Reverend Osagyefo Sekou, an ordained elder in the Church of God in Christ and a self-described “queer ally” would certainly count himself among that number. Rev. Sekou—who was just arrested in Ferguson after storming a police barricade with Cornel West and many others during protests for Brown—tells NBCBLK that his decision to fight for black liberation begins with Christ’s example.
“God chose to become flesh in the body of an unwed, unimportant teenage mother in an unimportant part of the world. Then, after living a life dedicated to serving the least of these, He was killed by the State. That’s how I understand Jesus.”

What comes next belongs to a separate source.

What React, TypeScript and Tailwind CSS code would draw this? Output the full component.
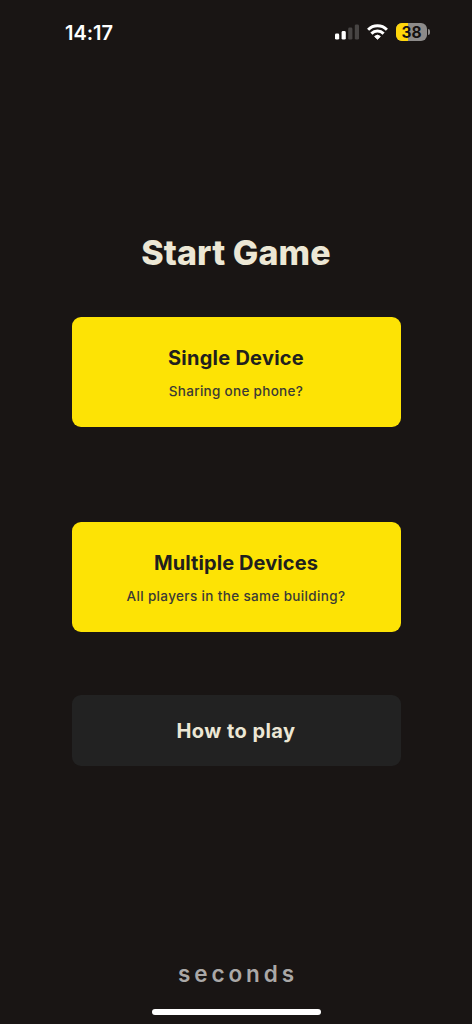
function SignalIcon() {
	return (
		<svg width="24" height="16" viewBox="0 0 24 16" aria-hidden>
			<rect x="0" y="9.6" width="4.2" height="6" rx="1.4" fill="#fff" />
			<rect x="6.6" y="7" width="4.2" height="8.6" rx="1.4" fill="#fff" />
			<rect x="13.2" y="3.6" width="4.2" height="12" rx="1.4" fill="#474443" />
			<rect x="19.8" y="0.4" width="4.2" height="15.2" rx="1.4" fill="#474443" />
		</svg>
	);
}

function WifiIcon() {
	return (
		<svg width="21" height="16" viewBox="0 0 21 16" aria-hidden>
			<g fill="none" stroke="#fff" strokeWidth="3">
				<path d="M1.1 5.7a13.4 13.4 0 0 1 18.8 0" />
				<path d="M4.4 9.6a8.6 8.6 0 0 1 12.2 0" />
			</g>
			<path
				d="M10.5 15.3 7.6 12.5a4.2 4.2 0 0 1 5.8 0Z"
				fill="#fff"
				stroke="#fff"
				strokeWidth="0.9"
				strokeLinejoin="round"
			/>
		</svg>
	);
}

function Battery({ level }: { level: number }) {
	return (
		<div className="flex items-center gap-px">
			<div className="relative flex h-[18px] w-[31px] items-center justify-center overflow-hidden rounded-[6px] bg-[#8d8b8a]">
				<div
					className="absolute inset-y-0 left-0 bg-[#ffd60a]"
					style={{ width: `${level}%` }}
				/>
				<span className="relative top-px text-[15.5px] leading-none font-bold text-[#141110]">
					{level}
				</span>
			</div>
			<div className="h-[6px] w-[2px] rounded-r-full bg-[#8d8b8a]" />
		</div>
	);
}

function StatusBar() {
	return (
		<header className="flex h-16 items-center justify-between pr-[42px] pl-[65px]">
			<time className="pt-px text-[20px] leading-none font-semibold tracking-[-0.05px] text-white">
				14:17
			</time>
			<div className="flex items-center gap-[8px]">
				<SignalIcon />
				<WifiIcon />
				<Battery level={38} />
			</div>
		</header>
	);
}

function ModeCard({
	title,
	subtitle,
	titleClass,
	subtitleClass,
}: {
	title: string;
	subtitle: string;
	titleClass: string;
	subtitleClass: string;
}) {
	return (
		<button
			type="button"
			className="flex h-[110px] w-full flex-col items-center rounded-[9px] bg-[#fde305] pt-[27px]"
		>
			<span
				className={`text-[20px] leading-[28px] font-bold whitespace-nowrap text-[#211f1e] ${titleClass}`}
			>
				{title}
			</span>
			<span
				className={`mt-[9px] text-[13.5px] leading-5 font-medium whitespace-nowrap text-[#3b3a35] ${subtitleClass}`}
			>
				{subtitle}
			</span>
		</button>
	);
}

export default function App() {
	return (
		<div className="flex h-screen w-full flex-col bg-[#191514] font-['Inter',sans-serif]">
			<StatusBar />

			<main className="flex flex-1 flex-col items-center px-[71.5px] pt-[168px]">
				<h1 className="text-[34px] leading-[42px] font-extrabold tracking-[0.1px] whitespace-nowrap text-[#ece7d5]">
					Start Game
				</h1>

				<div className="mt-[43px] flex w-full flex-col gap-[95px]">
					<ModeCard
						title="Single Device"
						subtitle="Sharing one phone?"
						titleClass="tracking-[0.25px]"
						subtitleClass="tracking-[0.3px]"
					/>
					<ModeCard
						title="Multiple Devices"
						subtitle="All players in the same building?"
						titleClass="tracking-[0.1px]"
						subtitleClass="tracking-[0.36px]"
					/>
				</div>

				<button
					type="button"
					className="mt-[63px] h-[71px] w-full rounded-[9px] bg-[#222222] text-[20px] font-bold tracking-[0.45px] text-[#ece7d5]"
				>
					How to play
				</button>
			</main>

			<footer className="flex flex-col items-center pb-[9px]">
				<p className="pl-[4px] text-[22.5px] leading-7 font-semibold tracking-[3.9px] text-[#aaa8a7]">
					seconds
				</p>
				<div className="mt-[21px] h-[6px] w-[169px] rounded-full bg-white" />
			</footer>
		</div>
	);
}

Rev. Sekou also understands Dr. Martin Luther King, Jr. as far more radical than the sanitized and romanticized caricature he is often reduced to in death. But the idea of Christians as docile, forgiving and long-suffering in the face of oppression—i.e., respectable and moralistic—is pervasive.
Activist Marissa Johnson defies this idea. The evangelical Christian made national news when she led her Seattle chapter of the Black Lives Matter organization in a protest during a rally for popular democratic presidential candidate Bernie Sanders, taking the mic from him and demanding he release a plan to reform policing.
Johnson, who was attacked by Sanders supporters with bottles and boos at the rally, tells NBCBLK that her radical activism is informed by Matthew 10:5-42, a passage where Christ speaks with aggressive urgency to his 12 disciples, instructing them to care for, heal, protect and lay down their lives for others.
She and the other organization members putting themselves in harms way at the rally sparked a nationwide discussion on racism within white democratic and progressive spaces. Sanders has since released a comprehensive criminal justice reform plan, has hired a Black press secretary and has reached out to the organization, as well as other leaders in the movement, to meet and discuss policy. Democratic front-runner Hillary Clinton has done the same as the result of the protests—clear evidence that radical activism can demand the attention of policy makers.
Though Tesfamariam differentiates between Christian respectability and self-respect, she tells NBC BLK, “Respectability will not prevent us from becoming the next hashtag. There must always be a space in Christian theology, particularly for communities of color, for righteous anger and holy impatience.”
Bree Newsome displayed both when the courageous activist climbed the flagpole at the South Carolina State House and removed the confederate flag “in the name of God.”
In an interview with NBCBLK, Newsome describes her decision to remove the confederate flag as a “spiritual battle”:
“[When Dylann Roof killed 9 Black people at Mother Emanuel], it was an attack on the black community, on black organization, on the black church and on black faith, in a space where we have spiritual solace. So on that level, it was a spiritual battle to go up and take the flag down.”
She had intended to remove the flag in reflective silence and to wait and pray quietly until the police showed up to arrest her. However, the police arrived as she was halfway up the pole.
“A cop was talking to me, saying it was not the right thing to do, so I started quoting the Scripture I had been meditating on in the days leading up to the action, just to center myself. In the moment, it was the automatic thought that came to my mind just to say the Scripture out loud and stay focused on the task,” she says.
The words David spoke before he defeated Goliath inspired Newsome’s bold declaration as she clutched the flag in her right hand,
“You come against me with hatred and oppression and violence. I come against you in the name of God.”
Newsome, who quoted Psalm 27 as she climbed down the pole and Psalm 23 as she was being arrested, says that like the Pharisees and Sadducees of Christ’s day, Christians can miss the point of the Gospel if they only remain inside the church building while the community is being oppressed.
“Part of [Christ’s] whole message was not to become so fixated on religion that you lose the spirit of God. If you’re taking money from the community to build the church but you don’t feel like you have time or it’s within your purpose to liberate the people, what is this endless church building [fund] for?”
Rev. Sekou echoes this message to anyone who identifies as a Christian:
“For young, poor black single mothers, kids with tattoos sagging their pants—anything less than putting your body on the line for them and being willing to pick up your cross in the case of state violence against them is heresy. You betray Christ if you do anything less.”